The park factor matters here more than usual. Great American Ball Park's 1.10 run factor isn't dramatic in isolation, but when you layer it on top of two leaky starters and a decimated home bullpen, it compounds the run-scoring environment meaningfully.

Prediction

The Cardinals moneyline was worth a look, but the edge is too thin given how genuinely coin-flip this game is on the side. St. Louis has been outscored 13-2 over their last two games — shut out completely in Wednesday's 7-0 loss and held to just 2 runs in Thursday's 6-2 defeat — and while that cold stretch doesn't define them, it's a real caution flag when the two teams are priced essentially even. The run line is equally murky — no clear multi-run separation path exists in a game this balanced on paper.

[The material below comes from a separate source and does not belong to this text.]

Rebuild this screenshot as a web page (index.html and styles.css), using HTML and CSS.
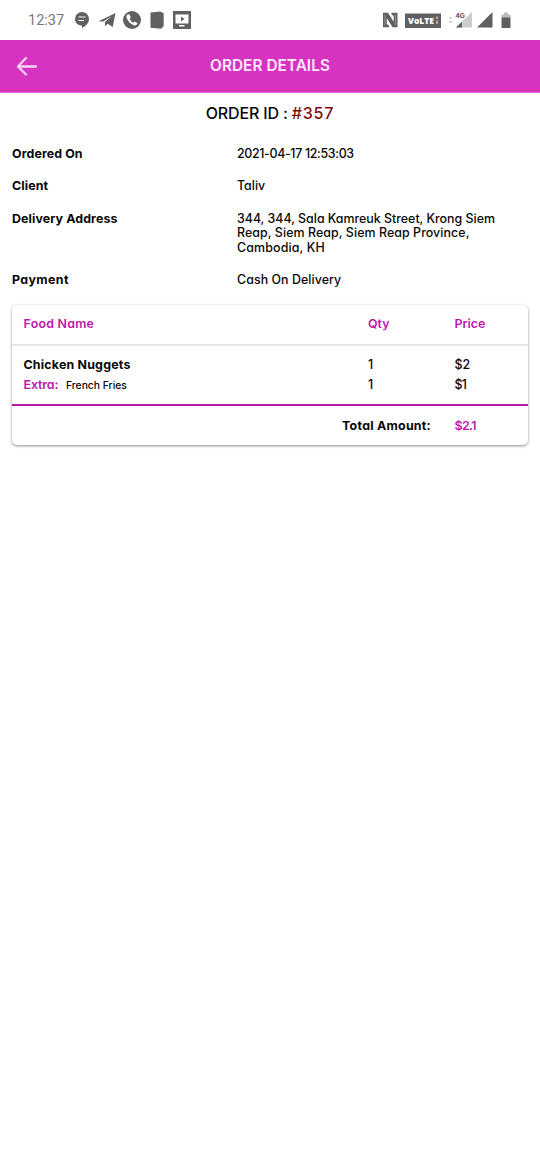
FILE: index.html
```html
<!DOCTYPE html>
<html lang="en">
<head>
<meta charset="utf-8">
<title>Order Details</title>
<link rel="stylesheet" href="styles.css">
</head>
<body>
<div class="status">
  <span class="clock">12:37</span>
  <svg class="notifications" width="118" height="20" viewBox="75 10 118 20" fill="#606060">
    <path d="M82 12a7 7 0 0 0-7 7c0 4 3 6.500 7 6.500V28c4-2 7-5 7-9a7 7 0 0 0-7-7z"/>
    <path d="M78.500 17h7M78.500 20.500h5.500" stroke="#fff" stroke-width="1.200"/>
    <path d="M98.500 21.200 115.500 13l-2.800 14-5-3.200-2.500 2.400-.3-4.200 7-6-8.600 5.600z"/>
    <circle cx="132" cy="20" r="9"/>
    <path d="M127.500 14.500c-1.500 1-1.300 3 .2 5.600 1.700 2.800 4 4.700 6.500 5.300 1.600.3 3-.7 3.300-2.200l-2.700-1.700-1.700 1.200c-1.600-.8-2.700-2-3.400-3.600l1-1.800-1.300-3z" fill="#fff"/>
    <path d="M150.500 12.500 160 11.500l3.700 1.800V26l-2.500 2.700-10.700-1z"/>
    <path d="M173 11h18v18h-18z"/>
    <path d="M175.500 14.500h13v9h-13zM179 25h5.500v1.400H179z" fill="#fff"/>
    <path d="m181 16.500 3.500 2.500-3.500 2.500z"/>
  </svg>
  <svg class="signals" width="130" height="22" viewBox="382 9 130 22" fill="#606060">
    <path d="M383 12.800h5l5.700 9V16l-2.200-1.500v-1.700h6V27.300h-5L386.800 18v6l2.200 1.600v1.700h-6z"/>
    <path d="M385 14.800v10.500M395.500 14.800v10.500" stroke="#b5b5b5" stroke-width=".6"/>
    <rect x="405" y="13.500" width="36" height="14.500"/>
    <text x="408" y="24.300" class="volte" textLength="26">VoLTE</text>
    <path d="M437 16.500v2.500m0 1.500V24" stroke="#ddd" stroke-width="1.200"/>
    <path d="m448.500 18.500 2-2.200 2 2.200zM448.500 21l2 2.200 2-2.200z" fill="#c6c6c6"/>
    <path d="M456 27.500 472 12v15.500z" fill="#cdcdcd"/>
    <path d="M456 27.500 462 21.700v5.800z"/>
    <text x="455.500" y="17.800" class="network">4G</text>
    <path d="M477 27.500 492.500 12v15.500z"/>
    <path d="M501.500 18v-3.500h2.500V12.500h4v2h2.500V18z" fill="#b9b9b9"/>
    <path d="M501.500 17.500h9V28h-9z"/>
  </svg>
</div>
<header class="appbar">
  <svg class="back" width="22" height="20" viewBox="0 0 22 20" fill="none" stroke="#fbd3f4" stroke-width="2.300" stroke-linecap="round" stroke-linejoin="round"><path d="M20 10.500H2.500M10 2 2 10.500l8 8"/></svg>
  <h1>ORDER DETAILS</h1>
</header>
<main>
  <h2><span>ORDER ID :</span><span class="number">#357</span></h2>
  <dl>
    <dt>Ordered On</dt><dd class="date">2021-04-17 12:53:03</dd>
    <dt>Client</dt><dd>Taliv</dd>
    <dt>Delivery Address</dt><dd class="address">344, 344, Sala Kamreuk Street, Krong Siem<br><span class="province">Reap, Siem Reap, Siem Reap Province,</span><br><span class="country">Cambodia, KH</span></dd>
    <dt class="payment">Payment</dt><dd class="method">Cash On Delivery</dd>
  </dl>
  <section class="card">
    <div class="row head"><span class="food">Food Name</span><span>Qty</span><span>Price</span></div>
    <div class="items">
      <div class="row"><b class="item">Chicken Nuggets</b><span>1</span><span>$2</span></div>
      <div class="row"><span class="extra"><em>Extra:</em><small>French Fries</small></span><span>1</span><span class="tight">$1</span></div>
    </div>
    <div class="total"><b>Total Amount:</b><strong>$2.1</strong></div>
  </section>
</main>
</body>
</html>
```

FILE: styles.css
```css
* { box-sizing: border-box; }
body {
  margin: 0;
  min-height: 1170px;
  background: #fff;
  color: #080808;
  font: 500 12.400px/14.600px Inter, "Liberation Sans", sans-serif;
  font-feature-settings: "cv11";
  white-space: nowrap;
}
h1, h2, dl, dd { margin: 0; font-weight: 500; }
.status { display: flex; height: 40px; padding: 0 28px; align-items: center; }
.clock { width: 47px; padding-top: 1px; color: #777; font: 400 14.500px/20px Roboto, sans-serif; }
.signals { margin-left: auto; }
.volte { fill: #fff; font: 800 8.500px "Open Sans", sans-serif; }
.network { fill: #444; font: 500 7.500px Roboto, sans-serif; }
.appbar {
  display: grid;
  grid-template-columns: 1fr auto 1fr;
  align-items: center;
  height: 53px;
  padding: 0 16px;
  background: #d633c1;
  border-bottom: 1px solid #dd6bce;
}
h1 { color: #ffe9fc; font-size: 15.300px; font-weight: 600; line-height: 20px; letter-spacing: .07px; }
h2 { display: flex; justify-content: center; gap: 4px; padding-top: 10px; font-size: 16px; line-height: 20px; letter-spacing: -.15px; }
.number { color: #7b0d0d; letter-spacing: .8px; }
dl { display: grid; grid-template-columns: 225px 1fr; row-gap: 17.700px; padding: 24.200px 12px 0; }
dt, b { font-weight: 700; }
dt { letter-spacing: .1px; }
.payment { letter-spacing: .38px; }
.date { letter-spacing: -.33px; }
.province { letter-spacing: .08px; }
.country { letter-spacing: .16px; }
.method { letter-spacing: .07px; }
.card {
  margin: 17.500px 12px 0;
  height: 140px;
  border-radius: 5px;
  background: #fff;
  box-shadow: 0 1px 3px rgba(0,0,0,.45);
}
.row { display: grid; grid-template-columns: 344.500px 86.500px 1fr; padding-left: 11.500px; line-height: 20.500px; }
.head { height: 41px; padding-top: 9px; border-bottom: 2px solid #e5e5e5; }
.head, em, strong { color: #bd17aa; font-style: normal; font-weight: 600; }
.food { letter-spacing: .25px; }
.items { height: 60px; padding-top: 8.500px; border-bottom: 2px solid #bd17aa; }
.item { letter-spacing: .2px; }
.tight { letter-spacing: -.8px; }
.extra { display: flex; align-items: baseline; }
.extra em { width: 42.500px; letter-spacing: -.1px; }
small { font-size: 10.300px; }
.total { display: grid; grid-template-columns: 419px 1fr; column-gap: 23.500px; padding-top: 10px; line-height: 20px; }
.total b { text-align: right; letter-spacing: .25px; }
.total strong { letter-spacing: -.6px; }
```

The concern with the over is real: Leahy's ERA (3.94) suggests he's been more effective than his WHIP implies, and the Cardinals offense has clearly been cold recently, combining for just 2 runs over their last two games. But the Reds are coming in with genuine offensive momentum — they've scored 13 runs and won both of their last two games, including a 9-4 blowout in Philadelphia. Here's the problem with buying into any cold-streak narrative overall: the sample driving the Cardinals' recent struggles is small, and the season-long profiles for both offenses tell a different story. The Reds have 63 home runs on the year and rank in the top half of the NL in runs scored. The Cardinals have 56 HR with legit middle-of-the-order pop. Neither team's true offensive ceiling is reflected in a two-game window.

Layer in Petty's extremely limited track record, the Reds bullpen's injury attrition, Leahy's unsustainable strand rate, and a park playing at 1.10 runs, and the math points clearly over the 9.5 line at near-even juice.